[start of RECORDS FOR PROCESSING]

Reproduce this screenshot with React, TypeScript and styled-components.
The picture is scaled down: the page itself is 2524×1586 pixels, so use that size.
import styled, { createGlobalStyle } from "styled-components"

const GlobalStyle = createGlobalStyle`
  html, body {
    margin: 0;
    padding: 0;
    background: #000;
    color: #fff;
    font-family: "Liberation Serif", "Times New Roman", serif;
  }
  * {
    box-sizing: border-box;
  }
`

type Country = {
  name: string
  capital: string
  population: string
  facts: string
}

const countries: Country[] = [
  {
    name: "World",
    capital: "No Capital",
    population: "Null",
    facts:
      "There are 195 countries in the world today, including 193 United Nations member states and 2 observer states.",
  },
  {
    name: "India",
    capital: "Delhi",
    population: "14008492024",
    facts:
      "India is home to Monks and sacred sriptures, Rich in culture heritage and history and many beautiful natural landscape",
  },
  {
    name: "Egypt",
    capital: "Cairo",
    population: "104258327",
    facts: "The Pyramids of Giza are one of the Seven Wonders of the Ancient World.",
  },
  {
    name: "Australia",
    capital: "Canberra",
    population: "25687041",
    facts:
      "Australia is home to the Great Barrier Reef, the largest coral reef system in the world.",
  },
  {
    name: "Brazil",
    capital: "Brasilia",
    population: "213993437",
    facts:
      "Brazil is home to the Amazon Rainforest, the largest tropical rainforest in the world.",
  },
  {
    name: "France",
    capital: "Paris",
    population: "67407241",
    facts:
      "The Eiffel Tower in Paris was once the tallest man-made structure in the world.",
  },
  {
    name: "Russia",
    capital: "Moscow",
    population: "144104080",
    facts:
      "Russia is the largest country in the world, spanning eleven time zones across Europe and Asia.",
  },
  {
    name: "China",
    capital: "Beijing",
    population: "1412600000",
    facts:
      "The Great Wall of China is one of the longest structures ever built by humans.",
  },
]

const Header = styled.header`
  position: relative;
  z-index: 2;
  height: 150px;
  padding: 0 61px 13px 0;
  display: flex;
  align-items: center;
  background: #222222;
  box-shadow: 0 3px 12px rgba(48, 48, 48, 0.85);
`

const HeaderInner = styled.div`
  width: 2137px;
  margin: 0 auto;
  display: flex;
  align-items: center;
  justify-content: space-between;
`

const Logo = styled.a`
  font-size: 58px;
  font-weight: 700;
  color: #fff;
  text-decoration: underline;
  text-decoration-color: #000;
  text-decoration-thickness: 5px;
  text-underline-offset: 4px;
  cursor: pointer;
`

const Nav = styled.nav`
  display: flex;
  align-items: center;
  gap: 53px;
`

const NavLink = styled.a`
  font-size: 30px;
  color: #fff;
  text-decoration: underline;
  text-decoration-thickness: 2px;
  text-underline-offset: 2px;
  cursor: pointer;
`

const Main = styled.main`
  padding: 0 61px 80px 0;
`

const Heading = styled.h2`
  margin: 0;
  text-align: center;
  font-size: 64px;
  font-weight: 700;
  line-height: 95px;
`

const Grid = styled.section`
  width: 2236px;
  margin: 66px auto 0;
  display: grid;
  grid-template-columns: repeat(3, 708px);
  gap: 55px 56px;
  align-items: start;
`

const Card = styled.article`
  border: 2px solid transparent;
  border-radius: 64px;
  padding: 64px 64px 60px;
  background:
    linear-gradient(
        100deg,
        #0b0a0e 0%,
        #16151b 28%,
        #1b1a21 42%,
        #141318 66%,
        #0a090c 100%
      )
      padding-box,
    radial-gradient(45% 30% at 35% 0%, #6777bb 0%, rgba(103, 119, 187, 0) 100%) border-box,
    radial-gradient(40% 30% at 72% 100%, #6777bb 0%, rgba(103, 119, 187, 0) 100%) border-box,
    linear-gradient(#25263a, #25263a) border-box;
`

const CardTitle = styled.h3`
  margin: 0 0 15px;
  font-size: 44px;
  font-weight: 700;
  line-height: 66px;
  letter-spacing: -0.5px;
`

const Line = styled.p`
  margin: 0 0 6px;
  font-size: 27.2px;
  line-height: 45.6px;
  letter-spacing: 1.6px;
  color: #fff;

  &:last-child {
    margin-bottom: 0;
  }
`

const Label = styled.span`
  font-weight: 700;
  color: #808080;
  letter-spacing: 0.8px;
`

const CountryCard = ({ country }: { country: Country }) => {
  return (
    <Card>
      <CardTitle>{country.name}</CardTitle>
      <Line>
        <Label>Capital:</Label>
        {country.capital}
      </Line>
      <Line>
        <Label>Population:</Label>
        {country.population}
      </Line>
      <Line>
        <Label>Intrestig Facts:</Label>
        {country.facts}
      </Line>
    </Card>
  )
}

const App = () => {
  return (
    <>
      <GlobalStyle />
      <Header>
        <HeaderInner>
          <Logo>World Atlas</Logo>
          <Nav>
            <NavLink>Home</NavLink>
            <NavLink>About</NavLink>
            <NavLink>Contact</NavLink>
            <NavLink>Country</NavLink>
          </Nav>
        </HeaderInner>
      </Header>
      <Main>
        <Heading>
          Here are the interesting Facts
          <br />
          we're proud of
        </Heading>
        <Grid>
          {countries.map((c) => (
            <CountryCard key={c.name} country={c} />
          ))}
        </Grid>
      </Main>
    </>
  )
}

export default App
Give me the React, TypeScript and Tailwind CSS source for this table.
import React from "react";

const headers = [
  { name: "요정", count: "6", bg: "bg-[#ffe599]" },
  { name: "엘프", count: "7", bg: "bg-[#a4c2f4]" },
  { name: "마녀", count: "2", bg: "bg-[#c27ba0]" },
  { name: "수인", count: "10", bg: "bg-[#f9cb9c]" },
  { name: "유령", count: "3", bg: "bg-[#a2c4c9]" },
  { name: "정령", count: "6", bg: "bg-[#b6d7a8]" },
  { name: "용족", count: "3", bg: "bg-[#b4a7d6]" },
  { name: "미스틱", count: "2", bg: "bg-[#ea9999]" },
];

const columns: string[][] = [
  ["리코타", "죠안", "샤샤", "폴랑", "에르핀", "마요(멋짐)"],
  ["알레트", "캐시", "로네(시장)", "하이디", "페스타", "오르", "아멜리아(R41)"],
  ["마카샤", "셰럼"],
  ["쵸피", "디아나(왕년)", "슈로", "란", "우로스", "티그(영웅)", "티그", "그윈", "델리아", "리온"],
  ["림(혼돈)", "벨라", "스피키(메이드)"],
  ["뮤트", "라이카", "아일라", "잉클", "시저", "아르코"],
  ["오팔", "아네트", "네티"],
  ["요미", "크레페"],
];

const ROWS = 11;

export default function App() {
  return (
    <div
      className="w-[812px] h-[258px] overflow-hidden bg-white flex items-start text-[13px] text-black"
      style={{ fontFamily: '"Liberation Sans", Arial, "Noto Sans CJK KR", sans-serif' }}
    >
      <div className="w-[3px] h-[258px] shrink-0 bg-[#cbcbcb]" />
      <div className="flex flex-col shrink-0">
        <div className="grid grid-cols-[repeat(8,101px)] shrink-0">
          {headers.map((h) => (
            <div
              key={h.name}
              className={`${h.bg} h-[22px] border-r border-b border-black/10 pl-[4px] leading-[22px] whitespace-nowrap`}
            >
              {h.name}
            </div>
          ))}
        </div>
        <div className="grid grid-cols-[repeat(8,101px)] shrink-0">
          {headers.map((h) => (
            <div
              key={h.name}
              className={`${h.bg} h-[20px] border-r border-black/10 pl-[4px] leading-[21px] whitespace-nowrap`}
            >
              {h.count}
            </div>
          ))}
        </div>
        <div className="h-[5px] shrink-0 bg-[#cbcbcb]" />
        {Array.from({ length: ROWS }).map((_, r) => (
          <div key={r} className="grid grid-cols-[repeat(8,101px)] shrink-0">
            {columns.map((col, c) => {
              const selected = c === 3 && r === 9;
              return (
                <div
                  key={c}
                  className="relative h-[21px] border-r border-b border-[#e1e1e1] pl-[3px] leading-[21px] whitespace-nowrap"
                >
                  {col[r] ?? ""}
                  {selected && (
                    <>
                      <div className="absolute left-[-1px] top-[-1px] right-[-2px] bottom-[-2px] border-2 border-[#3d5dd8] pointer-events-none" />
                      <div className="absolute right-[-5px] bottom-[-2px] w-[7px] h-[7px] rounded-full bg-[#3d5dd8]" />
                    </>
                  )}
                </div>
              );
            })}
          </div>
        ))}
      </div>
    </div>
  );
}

[end of RECORDS FOR PROCESSING]

**WORK TO BE COMPLETED:** Go back over the listing above and copy exactly the lines that begin at the line with "Give me the" and stop after the line with "const ROWS = 11;"; leave out every other line.

**RESPONSE:**
Give me the React, TypeScript and Tailwind CSS source for this table.
import React from "react";

const headers = [
  { name: "요정", count: "6", bg: "bg-[#ffe599]" },
  { name: "엘프", count: "7", bg: "bg-[#a4c2f4]" },
  { name: "마녀", count: "2", bg: "bg-[#c27ba0]" },
  { name: "수인", count: "10", bg: "bg-[#f9cb9c]" },
  { name: "유령", count: "3", bg: "bg-[#a2c4c9]" },
  { name: "정령", count: "6", bg: "bg-[#b6d7a8]" },
  { name: "용족", count: "3", bg: "bg-[#b4a7d6]" },
  { name: "미스틱", count: "2", bg: "bg-[#ea9999]" },
];

const columns: string[][] = [
  ["리코타", "죠안", "샤샤", "폴랑", "에르핀", "마요(멋짐)"],
  ["알레트", "캐시", "로네(시장)", "하이디", "페스타", "오르", "아멜리아(R41)"],
  ["마카샤", "셰럼"],
  ["쵸피", "디아나(왕년)", "슈로", "란", "우로스", "티그(영웅)", "티그", "그윈", "델리아", "리온"],
  ["림(혼돈)", "벨라", "스피키(메이드)"],
  ["뮤트", "라이카", "아일라", "잉클", "시저", "아르코"],
  ["오팔", "아네트", "네티"],
  ["요미", "크레페"],
];

const ROWS = 11;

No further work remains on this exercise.